A rich story, well told
Gallagher has captured it all: the actual peril and intensity of the moments of shooting; the subtle tension between white and black South Africans in terms of trust and access; the casually sexy and stunningly real romantic interludes between Furey and Kathe that grow unspeakably sad; the many forms of career panic; the barroom camaraderie; the New York bitterness. And director Anna C. Bahow has done a superb job of keying into all the play's subcultures and all its characters' highs and lows. She also has assembled a marvelous cast.

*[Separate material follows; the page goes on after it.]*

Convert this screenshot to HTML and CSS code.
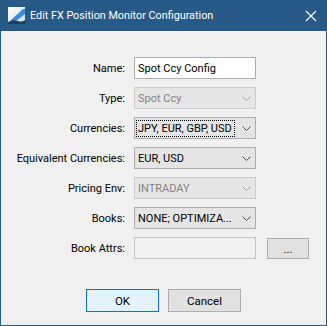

The play is a monumental showcase for Cox, a fearlessly sensual, quietly dangerous actor of great intelligence, energy and volatility. Cox works most often at Profiles Theatre, the North Side storefront where he serves as associate artistic director, and where he tends to play wackos, including the addict in the recent long-running hit production of Adam Rapp's "Blackbird." He also made a powerful impression as a philandering hus- band in "Orange Flower Water" at the Steppenwolf Garage. But this may just be his big breakout performance. He's got Furey nailed -- a perfect closeup.

Cast contributes mightily
As for Hamilton, an actor who comes close to Alec Guinness in his ability to say more by doing less, he also is picture perfect here. Teamer brings a maturity and unaffected warmth to the role of Sam. Nix (who does a beautiful job with his final monologue) is all ebullience and youthful optimism as Arthur. Hart is wonderfully believable as the woman who adores Furey but refuses to be dragged down with him. And they all dive into multiple small roles, too, leaving strong impressions in each.

Set designer Brian Sidney Bembridge, whose work can be seen on several of the city's stages at the moment, has created one of his most memorable sets here -- a great panoramic wall of the township slums that doubles as a vast screen for the many projections of archival photographs that are expertly fused into the storytelling. The projection design by Mike Tutaj is richly complemented by Charles Cooper's lighting and Andrew Hansen's superb soundscape. Credit costume designer Cybele Moon with giving each man his 18-pocket photographer's vest.